***** Data shown

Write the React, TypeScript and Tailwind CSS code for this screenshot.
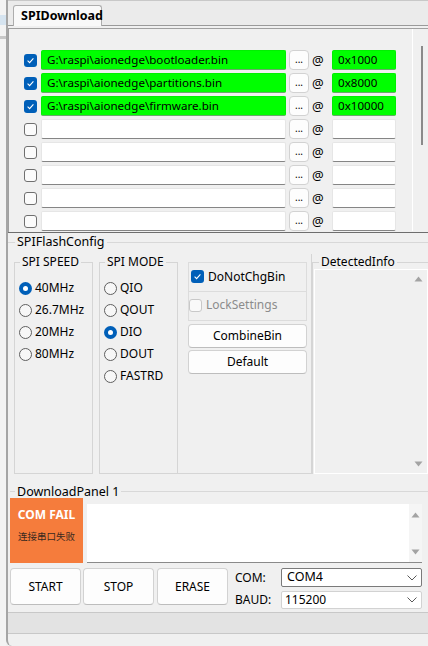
import React from "react";

const files = [
  { checked: true, path: "G:\\raspi\\aionedge\\bootloader.bin", addr: "0x1000" },
  { checked: true, path: "G:\\raspi\\aionedge\\partitions.bin", addr: "0x8000" },
  { checked: true, path: "G:\\raspi\\aionedge\\firmware.bin", addr: "0x10000" },
  { checked: false, path: "", addr: "" },
  { checked: false, path: "", addr: "" },
  { checked: false, path: "", addr: "" },
  { checked: false, path: "", addr: "" },
  { checked: false, path: "", addr: "" },
];

function Check({ checked, disabled }: { checked?: boolean; disabled?: boolean }) {
  if (checked)
    return (
      <div className="w-[13px] h-[13px] rounded-[3px] bg-[#005fb8] flex items-center justify-center shrink-0">
        <svg width="9" height="9" viewBox="0 0 9 9">
          <path d="M1.6 4.7 L3.6 6.6 L7.4 2.4" fill="none" stroke="white" strokeWidth="1.1" />
        </svg>
      </div>
    );
  return (
    <div
      className={
        disabled
          ? "w-[13px] h-[13px] rounded-[3px] border border-[#c8c8c8] bg-[#f9f9f9] shrink-0"
          : "w-[13px] h-[13px] rounded-[3px] border border-[#6f6f6f] bg-[#fbfbfb] shrink-0"
      }
    />
  );
}

function Radio({ checked, label }: { checked?: boolean; label: string }) {
  return (
    <div className="flex items-center h-[22px] gap-[3px]">
      {checked ? (
        <div className="w-[13px] h-[13px] rounded-full bg-[#005fb8] flex items-center justify-center shrink-0">
          <div className="w-[5px] h-[5px] rounded-full bg-white" />
        </div>
      ) : (
        <div className="w-[13px] h-[13px] rounded-full border border-[#5f5f5f] bg-[#f7f7f7] shrink-0" />
      )}
      <span>{label}</span>
    </div>
  );
}

function UpArrow() {
  return (
    <svg width="9" height="6" viewBox="0 0 9 6">
      <path d="M0.5 5.5 L4.5 0.5 L8.5 5.5 Z" fill="#a3a3a3" />
    </svg>
  );
}
function DownArrow() {
  return (
    <svg width="9" height="6" viewBox="0 0 9 6">
      <path d="M0.5 0.5 L4.5 5.5 L8.5 0.5 Z" fill="#a3a3a3" />
    </svg>
  );
}
function Chevron() {
  return (
    <svg width="10" height="6" viewBox="0 0 10 6">
      <path d="M0.5 0.5 L5 5 L9.5 0.5" fill="none" stroke="#5a5a5a" strokeWidth="1" />
    </svg>
  );
}

export default function App() {
  return (
    <div className="w-[428px] h-[646px] flex bg-[#f0f0f0] overflow-hidden text-[12px] text-black font-['Noto_Sans',sans-serif] leading-none">
      {/* left strip */}
      <div className="w-[6px] shrink-0 bg-[#f3f3f3] flex flex-col">
        <div className="h-[15px]" />
        <div className="h-[10px] bg-[#d6e4f0]" />
        <div className="h-[11px]" />
        <div className="h-[3px] bg-[#c8c8c8]" />
      </div>
      {/* main */}
      <div className="flex-1 flex flex-col border-l-2 border-[#a5a5a5] rounded-bl-[6px]">
        {/* tab strip */}
        <div className="h-[26px] shrink-0 bg-[#ebebeb] border-t border-[#c8c8c8] border-b border-b-[#9a9a9a] flex items-end pl-[5px]">
          <div className="w-[89px] h-[21px] bg-[#f9f9f9] border border-[#adadad] border-b-0 rounded-t-[3px] flex items-center pl-[7px] font-bold text-[12.5px] mb-[-1px]">
            SPIDownload
          </div>
        </div>
        {/* file panel */}
        <div className="h-[207px] shrink-0 border-b border-[#6e6e6e] flex overflow-hidden">
          <div className="flex-1 mt-[2px] border-t border-l border-[#a0a0a0] flex flex-col">
            <div className="flex">
              <div className="w-[403px] flex flex-col gap-[3px] pt-[21px]">
                {files.map((f, i) => (
                  <div key={i} className="flex items-center h-[20px]">
                    <div className="w-[15px]" />
                    <Check checked={f.checked} />
                    <div
                      className={
                        "ml-[4px] w-[245px] h-[20px] rounded-[2px] border flex items-center pl-[5px] text-[11.6px] " +
                        (f.path
                          ? "bg-[#00ff00] border-[#00f000] border-b-[#6aa86a]"
                          : "bg-white border-[#e6e6e6] border-b-[#858585]")
                      }
                    >
                      {f.path}
                    </div>
                    <div className="ml-[3px] w-[20px] h-[20px] rounded-[4px] border border-[#d2d2d2] bg-[#fdfdfd] flex items-end justify-center pb-[5px] text-[10px]">
                      ...
                    </div>
                    <div className="ml-[3px] w-[20px] text-[13px]">@</div>
                    <div
                      className={
                        "w-[64px] h-[20px] rounded-[2px] border flex items-center pl-[5px] text-[11.6px] " +
                        (f.addr
                          ? "bg-[#00ff00] border-[#00f000] border-b-[#6aa86a]"
                          : "bg-white border-[#e6e6e6] border-b-[#858585]")
                      }
                    >
                      {f.addr}
                    </div>
                  </div>
                ))}
              </div>
              <div className="flex-1 border-l border-white flex justify-center pt-[17px]">
                <div className="w-[2px] h-[99px] bg-[#8a8a8a] ml-[2px]" />
              </div>
            </div>
          </div>
        </div>
        {/* config section */}
        <div className="h-[250px] shrink-0 flex flex-col">
          <fieldset className="mt-[1px] border-t border-[#d8d8d8] flex-1 min-h-0">
            <legend className="ml-[7px] px-[2px] h-[16px] leading-[16px] text-[12.5px]">SPIFlashConfig</legend>
            <div className="flex mt-[4px] h-[220px]">
              {/* SPI SPEED */}
              <fieldset className="ml-[6px] w-[79px] border border-[#d5d5d5] pl-[4px] pt-[7px]">
                <legend className="ml-[1px] px-[2px] h-[16px] leading-[16px]">SPI SPEED</legend>
                <Radio checked label="40MHz" />
                <Radio label="26.7MHz" />
                <Radio label="20MHz" />
                <Radio label="80MHz" />
              </fieldset>
              {/* SPI MODE */}
              <fieldset className="ml-[6px] w-[79px] border border-[#d5d5d5] pl-[4px] pt-[7px]">
                <legend className="ml-[1px] px-[2px] h-[16px] leading-[16px]">SPI MODE</legend>
                <Radio label="QIO" />
                <Radio label="QOUT" />
                <Radio checked label="DIO" />
                <Radio label="DOUT" />
                <Radio label="FASTRD" />
              </fieldset>
              {/* options column */}
              <div className="w-[134px] border-r border-b border-[#d5d5d5] flex flex-col pt-[8px] pl-[10px] pr-[4px]">
                <div className="h-[30px] border border-[#dcdcdc] flex items-center gap-[4px] pl-[2px] pb-[1px]">
                  <Check checked />
                  <span>DoNotChgBin</span>
                </div>
                <div className="h-[29px] border-l border-r border-b border-[#dcdcdc] flex items-center gap-[4px] pb-[2px]">
                  <Check disabled />
                  <span className="text-[#8c8c8c]">LockSettings</span>
                </div>
                <div className="mt-[3px] h-[24px] rounded-[4px] border border-[#d2d2d2] border-b-[#bdbdbd] bg-[#fdfdfd] flex items-center justify-center">
                  CombineBin
                </div>
                <div className="mt-[2px] h-[24px] rounded-[4px] border border-[#d2d2d2] border-b-[#bdbdbd] bg-[#fdfdfd] flex items-center justify-center">
                  Default
                </div>
              </div>
              {/* DetectedInfo */}
              <fieldset className="flex-1 border-t border-l border-[#d5d5d5] flex flex-col">
                <legend className="ml-[6px] px-[2px] h-[16px] leading-[16px]">DetectedInfo</legend>
                <div className="ml-[1px] mt-[-1px] flex-1 border border-white flex">
                  <div className="flex-1" />
                  <div className="w-[18px] flex flex-col items-center justify-between pt-[6px] pb-[6px]">
                    <UpArrow />
                    <DownArrow />
                  </div>
                </div>
              </fieldset>
            </div>
          </fieldset>
        </div>
        {/* download panel */}
        <fieldset className="ml-[2px] border-t border-[#d8d8d8] shrink-0">
          <legend className="ml-[5px] px-[2px] h-[16px] leading-[17px] text-[12.5px]">DownloadPanel 1</legend>
          <div className="flex h-[65px] mt-[-1px]">
            <div className="w-[73px] bg-[#f57c3c] flex flex-col items-center pt-[11px]">
              <span className="text-white font-bold text-[12px]">COM FAIL</span>
              <span className="mt-[11px] text-[9.5px] text-[#3a2a20] font-['Noto_Sans_CJK_SC',sans-serif]">连接串口失败</span>
            </div>
            <div className="ml-[4px] mt-[6px] w-[335px] bg-white border-b border-[#8a8a8a] flex">
              <div className="flex-1" />
              <div className="w-[13px] bg-[#f5f5f5] flex flex-col items-center justify-between pt-[8px] pb-[7px]">
                <UpArrow />
                <DownArrow />
              </div>
            </div>
          </div>
          <div className="flex mt-[5px] h-[44px]">
            <div className="w-[71px] h-[37px] rounded-[4px] border border-[#d2d2d2] border-b-[#bdbdbd] bg-[#fdfdfd] flex items-center justify-center">START</div>
            <div className="ml-[2px] w-[71px] h-[37px] rounded-[4px] border border-[#d2d2d2] border-b-[#bdbdbd] bg-[#fdfdfd] flex items-center justify-center">STOP</div>
            <div className="ml-[3px] w-[71px] h-[37px] rounded-[4px] border border-[#d2d2d2] border-b-[#bdbdbd] bg-[#fdfdfd] flex items-center justify-center">ERASE</div>
            <div className="ml-[7px] flex flex-col gap-[4px]">
              <div className="flex items-center h-[19px]">
                <span className="w-[46px]">COM:</span>
                <div className="w-[141px] h-[19px] bg-white border border-[#7a7a7a] rounded-[2px] flex items-center justify-between pl-[5px] pr-[4px]">
                  <span className="text-[12.5px]">COM4</span>
                  <Chevron />
                </div>
              </div>
              <div className="flex items-center h-[18px]">
                <span className="w-[46px]">BAUD:</span>
                <div className="w-[141px] h-[18px] bg-white border border-[#d2d2d2] rounded-[2px] flex items-center justify-between pl-[3px] pr-[4px]">
                  <span>115200</span>
                  <Chevron />
                </div>
              </div>
            </div>
          </div>
        </fieldset>
        <div className="h-[22px] shrink-0 bg-[#e3e3e3] border-t border-b border-[#c8c8c8]" />
        <div className="flex-1" />
      </div>
    </div>
  );
}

**********

_Direction_
Write out exactly the opening lines of the data, stopping after the line that holds "import React from". Exclude pictures.

_Output of the exercise_
Write the React, TypeScript and Tailwind CSS code for this screenshot.
import React from "react";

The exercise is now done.